Der Volkswagen-Untersuchungsbericht der Bundesregierung war im April zu dem selben Ergebnis gekommen. Volkswagen-Chef Herbert Diess äußerte sich im Herbst in der ZDF-Sendung Maybrit Illner dazu: „Der Motor hat keine unzulässige Abschaltvorrichtung. Gottseidank ist nichts dran an der Geschichte.”
Warum die erneuten Durchsuchungen?
Das Vertrauen in Volkswagen ist erschüttert und man wird immer wieder Zweifel an allen Aussagen des Autobauers hegen. Die erneuten Durchsuchungen der Staatsanwaltschaft bei Volkswagen gründeten sich auf Verdachtsmomente beim EA 288. Auch wenn jetzt gegen einzelne Personen und nicht gegen den Konzern ermittelt wird, fragt man sich, was die Ermittler suchen. Trauen die Staatsanwälte in Braunschweig dem KBA nicht?
Das Handelsblatt zitiert Ermittlungsakten, in denen vernommene Zeugen Hinweise darauf geben, dass der Datensatz des EA 288 doch problematisch gewesen sein könnte. Dann hätten sich sowohl das Bundesverkehrsministerium als auch das KBA getäuscht und auch externe Prüfer hätten das Problem übersehen.
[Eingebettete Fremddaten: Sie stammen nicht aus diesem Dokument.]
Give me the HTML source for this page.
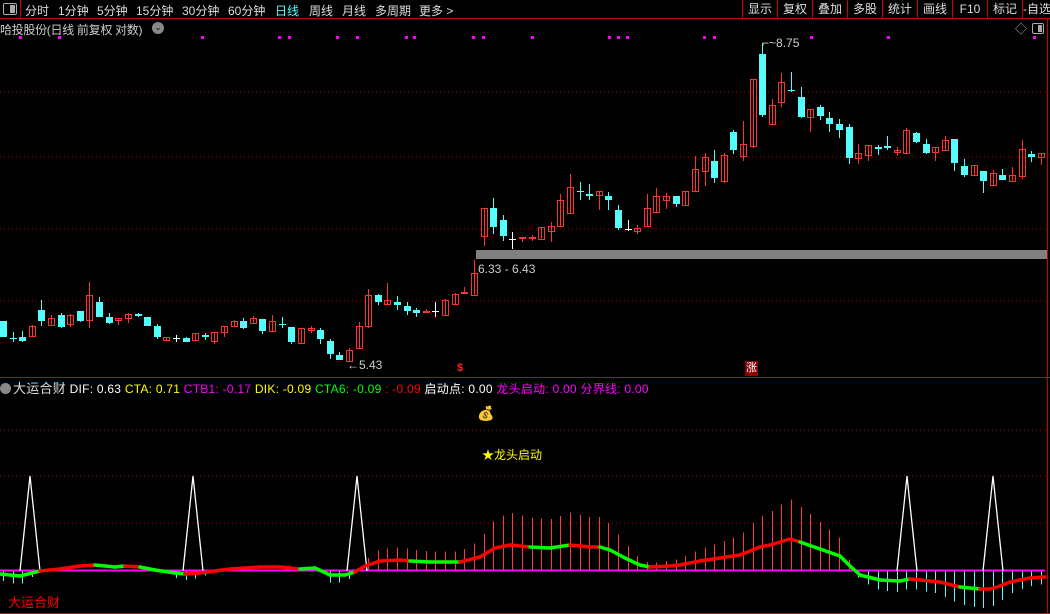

„Defekte“ Warnlampe als illegale Abschalteinrichtung?
Doch nach Aussage von Volkswagen ging es bei der Durchsuchung nicht um bewusste Abgasmanipulation, sondern um das ordnungsgemäße Funktionieren einer Warnlampe im Auto. Sie zeigt an, wenn der SCR-Katalysator ausfällt, der Stickoxide auffängt. Diese Warnlampe müsste aber auch melden, wenn sich der Zufluss des Reinigungszusatzes AdBlue vermindert. Tut sie das nicht, könnte das Fahrzeug unbemerkt mehr Stickoxide ausstoßen, als erlaubt.
Aus genau diesem Grund hat das Kraftfahrt-Bundesamt bereits eine sechsstellige Zahl Dieselfahrzeuge von Porsche, Audi und VW zurückgerufen. Könnte man eine nicht funktionierende Warnlampe beim EA 288 auch als Abschalteinrichtung bezeichnen? Mehrere Gerichte, die sich mit Klagen von VW-Kunden beschäftigen, fragen sich genau das – und warten noch auf entsprechende Gutachten. Das Thema Abgasskandal bleibt jedenfalls weiterhin spannend!